In the second study, which was concurrently published in Cancer Research Communications, Yates and colleagues, including first author Jason White, MS, compared DNA sequences from prostate tumors of Nigerian, African American, and European American patients. The study was completed in collaboration with the Prostate Cancer Transatlantic Consortium (CaPTC).

“Our goal was to understand the genomic contributions to prostate cancer among Nigerian men, something that had never been studied before,” said Yates. “We performed sequencing to determine if there were unique mutations associated with the Nigerian population that were distinct from those in tumors from African Americans or European Americans, as well as to identify any similarities across these populations.”

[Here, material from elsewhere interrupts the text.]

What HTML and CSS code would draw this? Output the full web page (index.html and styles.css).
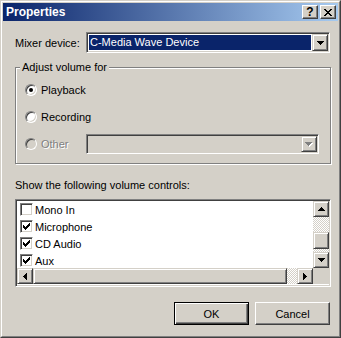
FILE: index.html
```html
<!DOCTYPE html>
<html lang="en">
<head>
    <meta charset="UTF-8">
    <title>Properties</title>
    <link rel="stylesheet" href="styles.css">
</head>
<body>
    <div class="window">
        <div class="frame">
            <div class="titlebar">
                <span class="title">Properties</span>
                <div class="title-buttons">
                    <span class="tbtn help">?</span>
                    <span class="tbtn close">
                        <svg width="8" height="7" viewBox="0 0 8 7"><path d="M0 0h2v1h-2z M6 0h2v1h-2z M1 1h2v1h-2z M5 1h2v1h-2z M2 2h4v1h-4z M3 3h2v1h-2z M2 4h4v1h-4z M1 5h2v1h-2z M5 5h2v1h-2z M0 6h2v1h-2z M6 6h2v1h-2z" fill="#000"/></svg>
                    </span>
                </div>
            </div>
            <div class="content">
                <div class="mixer-row">
                    <span class="mixer-label">Mixer device:</span>
                    <div class="combo sunken">
                        <div class="combo-value"><span class="selected">C-Media Wave Device</span></div>
                        <span class="drop-btn raised">
                            <svg width="7" height="4" viewBox="0 0 7 4"><path d="M0 0h7v1h-1v1h-1v1h-1v1h-1v-1h-1v-1h-1v-1h-1z" fill="#000"/></svg>
                        </span>
                    </div>
                </div>

                <div class="group">
                    <span class="group-title">Adjust volume for</span>
                    <div class="radio-row">
                        <span class="radio checked"></span><span>Playback</span>
                    </div>
                    <div class="radio-row">
                        <span class="radio"></span><span>Recording</span>
                    </div>
                    <div class="radio-row">
                        <span class="other-label">
                            <span class="radio disabled"></span><span class="disabled-text">Other</span>
                        </span>
                        <div class="combo other-combo sunken">
                            <div class="combo-value empty"></div>
                            <span class="drop-btn raised">
                                <svg width="8" height="5" viewBox="0 0 8 5"><path d="M1 1h7v1h-1v1h-1v1h-1v1h-1v-1h-1v-1h-1v-1h-1z" fill="#fff"/><path d="M0 0h7v1h-1v1h-1v1h-1v1h-1v-1h-1v-1h-1v-1h-1z" fill="#808080"/></svg>
                            </span>
                        </div>
                    </div>
                </div>

                <div class="list-caption">Show the following volume controls:</div>

                <div class="listbox sunken">
                    <div class="list-main">
                        <div class="list-items">
                            <div class="item"><span class="check"></span>Mono In</div>
                            <div class="item"><span class="check on"><svg width="7" height="7" viewBox="0 0 7 7"><path d="M6 0h1v1h-1z M5 1h2v1h-2z M0 2h1v1h-1z M4 2h3v1h-3z M0 3h2v1h-2z M3 3h3v1h-3z M0 4h5v1h-5z M1 5h3v1h-3z M2 6h1v1h-1z" fill="#000"/></svg></span>Microphone</div>
                            <div class="item"><span class="check on"><svg width="7" height="7" viewBox="0 0 7 7"><path d="M6 0h1v1h-1z M5 1h2v1h-2z M0 2h1v1h-1z M4 2h3v1h-3z M0 3h2v1h-2z M3 3h3v1h-3z M0 4h5v1h-5z M1 5h3v1h-3z M2 6h1v1h-1z" fill="#000"/></svg></span>CD Audio</div>
                            <div class="item"><span class="check on"><svg width="7" height="7" viewBox="0 0 7 7"><path d="M6 0h1v1h-1z M5 1h2v1h-2z M0 2h1v1h-1z M4 2h3v1h-3z M0 3h2v1h-2z M3 3h3v1h-3z M0 4h5v1h-5z M1 5h3v1h-3z M2 6h1v1h-1z" fill="#000"/></svg></span>Aux</div>
                        </div>
                        <div class="vscroll">
                            <span class="sbtn">
                                <svg width="7" height="4" viewBox="0 0 7 4"><path d="M3 0h1v1h1v1h1v1h1v1h-7v-1h1v-1h1v-1h1z" fill="#000"/></svg>
                            </span>
                            <span class="track track-top"></span>
                            <span class="sbtn vthumb"></span>
                            <span class="track track-fill"></span>
                            <span class="sbtn">
                                <svg width="7" height="4" viewBox="0 0 7 4"><path d="M0 0h7v1h-1v1h-1v1h-1v1h-1v-1h-1v-1h-1v-1h-1z" fill="#000"/></svg>
                            </span>
                        </div>
                    </div>
                    <div class="hscroll-row">
                        <div class="hscroll">
                            <span class="sbtn">
                                <svg width="4" height="7" viewBox="0 0 4 7"><path d="M3 0h1v7h-1v-1h-1v-1h-1v-1h-1v-1h1v-1h1v-1h1z" fill="#000"/></svg>
                            </span>
                            <span class="sbtn hthumb"></span>
                            <span class="track track-fill"></span>
                            <span class="sbtn">
                                <svg width="4" height="7" viewBox="0 0 4 7"><path d="M0 0h1v1h1v1h1v1h1v1h-1v1h-1v1h-1v1h-1z" fill="#000"/></svg>
                            </span>
                        </div>
                        <div class="corner"></div>
                    </div>
                </div>

                <div class="buttons">
                    <button class="btn default">OK</button>
                    <button class="btn">Cancel</button>
                </div>
            </div>
        </div>
    </div>
</body>
</html>
```

FILE: styles.css
```css
* {
    box-sizing: border-box;
}
body {
    margin: 0;
    padding: 0;
    font-family: "Liberation Sans", Arial, sans-serif;
    font-size: 11px;
    color: #000;
    background: #d4d0c8;
}
.window {
    width: 341px;
    height: 338px;
    background: #d4d0c8;
    border: 1px solid;
    border-color: #d4d0c8 #404040 #404040 #d4d0c8;
}
.frame {
    height: 100%;
    border: 1px solid;
    border-color: #fff #808080 #808080 #fff;
    padding: 1px;
}
.titlebar {
    height: 18px;
    display: flex;
    align-items: center;
    justify-content: space-between;
    padding: 0 2px 0 3px;
    background: linear-gradient(to right, #0a246a, #a6caf0);
}
.title {
    color: #fff;
    font-weight: bold;
    font-size: 12px;
}
.title-buttons {
    display: flex;
    gap: 2px;
}
.tbtn {
    width: 16px;
    height: 14px;
    display: flex;
    align-items: center;
    justify-content: center;
    background: #d4d0c8;
    border: 1px solid;
    border-color: #fff #404040 #404040 #fff;
    box-shadow: inset -1px -1px #808080;
}
.help {
    font-weight: bold;
    font-size: 12px;
    line-height: 12px;
}
.content {
    padding: 11px 7px 0 12px;
}
.mixer-row {
    display: flex;
    align-items: center;
}
.mixer-label {
    width: 71px;
}
.sunken {
    border: 1px solid;
    border-color: #808080 #fff #fff #808080;
    padding: 1px;
    box-shadow: inset 1px 1px #404040, inset -1px -1px #d4d0c8;
}
.raised {
    border: 1px solid;
    border-color: #d4d0c8 #404040 #404040 #d4d0c8;
    background: #d4d0c8;
    box-shadow: inset 1px 1px #fff, inset -1px -1px #808080;
}
.combo {
    width: 244px;
    height: 21px;
    display: flex;
    background: #fff;
}
.combo-value {
    flex: 1;
    padding: 1px;
}
.combo-value.empty {
    background: #d4d0c8;
}
.selected {
    display: block;
    height: 15px;
    line-height: 15px;
    padding-left: 1px;
    background: #0a246a;
    color: #fff;
}
.drop-btn {
    width: 16px;
    height: 17px;
    display: flex;
    align-items: center;
    justify-content: center;
}
.group {
    position: relative;
    margin-top: 14px;
    height: 97px;
    border: 1px solid #808080;
    box-shadow: inset 1px 1px #fff, 1px 1px #fff;
    padding: 12px 0 0 9px;
}
.group-title {
    position: absolute;
    top: -7px;
    left: 4px;
    padding: 0 2px;
    line-height: 13px;
    background: #d4d0c8;
}
.radio-row {
    height: 20px;
    display: flex;
    align-items: center;
    margin-bottom: 7px;
}
.radio {
    position: relative;
    width: 12px;
    height: 12px;
    margin-right: 4px;
    border-radius: 50%;
    border: 1px solid;
    border-color: #808080 #fff #fff #808080;
    box-shadow: inset 1px 1px #404040, inset -1px -1px #d4d0c8;
    background: #fff;
}
.radio.checked::after {
    content: "";
    position: absolute;
    left: 3px;
    top: 3px;
    width: 4px;
    height: 4px;
    border-radius: 50%;
    background: #000;
}
.radio.disabled {
    background: #d4d0c8;
}
.other-label {
    width: 61px;
    display: flex;
    align-items: center;
}
.disabled-text {
    color: #808080;
    text-shadow: 1px 1px #fff;
}
.other-combo {
    width: 233px;
    height: 20px;
    background: #d4d0c8;
}
.other-combo .drop-btn {
    height: 16px;
}
.list-caption {
    margin-top: 15px;
    line-height: 13px;
}
.listbox {
    margin-top: 7px;
    width: 316px;
    height: 88px;
    background: #fff;
}
.list-main {
    display: flex;
    height: 67px;
}
.list-items {
    flex: 1;
    background: #fff;
}
.item {
    height: 17px;
    display: flex;
    align-items: center;
    padding-left: 3px;
}
.check {
    width: 13px;
    height: 13px;
    margin-right: 2px;
    display: flex;
    align-items: center;
    justify-content: center;
    border: 1px solid;
    border-color: #808080 #fff #fff #808080;
    box-shadow: inset 1px 1px #404040, inset -1px -1px #d4d0c8;
    background: #fff;
}
.vscroll {
    width: 16px;
    display: flex;
    flex-direction: column;
}
.sbtn {
    flex: none;
    width: 16px;
    height: 16px;
    display: flex;
    align-items: center;
    justify-content: center;
    background: #d4d0c8;
    border: 1px solid;
    border-color: #d4d0c8 #404040 #404040 #d4d0c8;
    box-shadow: inset 1px 1px #fff, inset -1px -1px #808080;
}
.track {
    background-image: repeating-conic-gradient(#fff 0 25%, #d4d0c8 0 50%);
    background-size: 2px 2px;
}
.track-top {
    height: 15px;
}
.track-fill {
    flex: 1;
}
.vthumb {
    height: 17px;
}
.hscroll-row {
    display: flex;
    height: 16px;
}
.hscroll {
    flex: 1;
    display: flex;
}
.hthumb {
    width: 254px;
}
.corner {
    width: 16px;
    background: #d4d0c8;
}
.buttons {
    display: flex;
    justify-content: flex-end;
    gap: 6px;
    margin-top: 15px;
    margin-right: 1px;
}
.btn {
    width: 75px;
    height: 23px;
    padding: 0;
    font-family: "Liberation Sans", Arial, sans-serif;
    font-size: 11px;
    color: #000;
    background: #d4d0c8;
    border: 1px solid;
    border-color: #fff #404040 #404040 #fff;
    box-shadow: inset -1px -1px #808080;
}
.btn.default {
    border: 1px solid #000;
    box-shadow: inset 1px 1px #fff, inset -1px -1px #404040, inset -2px -2px #808080;
}
```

Yates, White, and colleagues sequenced 45 advanced-stage treatment-naïve prostate tumors and 11 unmatched non-tumor prostate samples collected from Nigerian patients. They compared these sequences with existing data from African American and European American prostate tumors in The Cancer Genome Atlas database.

They found that genetic variants were similar between the Nigerian and African American prostate tumors, with specific variants in the BRCA1 DNA repair gene among the most frequent variants identified in both populations. Furthermore, the researchers determined that the frequency of BRCA1 mutations increased with higher proportions of African genetic ancestry and decreased with lower proportions of African ancestry.

“We identified unique variants in the BRCA1 gene that are not typically tested for in the clinic, and these variants were specific to African ancestry,” said Yates. “On the other hand, tumors from European Americans had variants in different DNA repair genes that were not observed in tumors from African American or Nigerian patients. This suggests that different variants contribute to prostate cancer in European Americans compared with men with African ancestry.”

These findings may have implications for the treatment of prostate cancer in patients of African descent, Yates explained. “The BRCA variants currently tested for in cancer were identified from a non-minority population and do not include the variants specific to African ancestry that we identified,” he said, adding that this effectively excludes many African Americans from BRCA-targeted cancer therapies.

“Testing for these additional variants would help identify additional patients eligible for BRCA-targeted therapies and may provide some prognostic value as well,” he added. Future studies will aim to understand how the identified variants contribute to prostate cancer development and progression, Yates noted.

Together, these studies highlight the contributions of African ancestry to prostate cancer genetics and may explain some of the racial/ethnic disparities in outcomes among patients with prostate cancer, explained White, who presented the research on Nigerian prostate tumors at the AACR Disparities Meeting. He added that epigenetic and societal factors are also important contributors to cancer health disparities.

Limitations to both studies included small sample sizes, a scarcity of biospecimens from racial/ethnic minorities, and underrepresentation of Africans in genomic studies and in existing databases, Elhussin noted.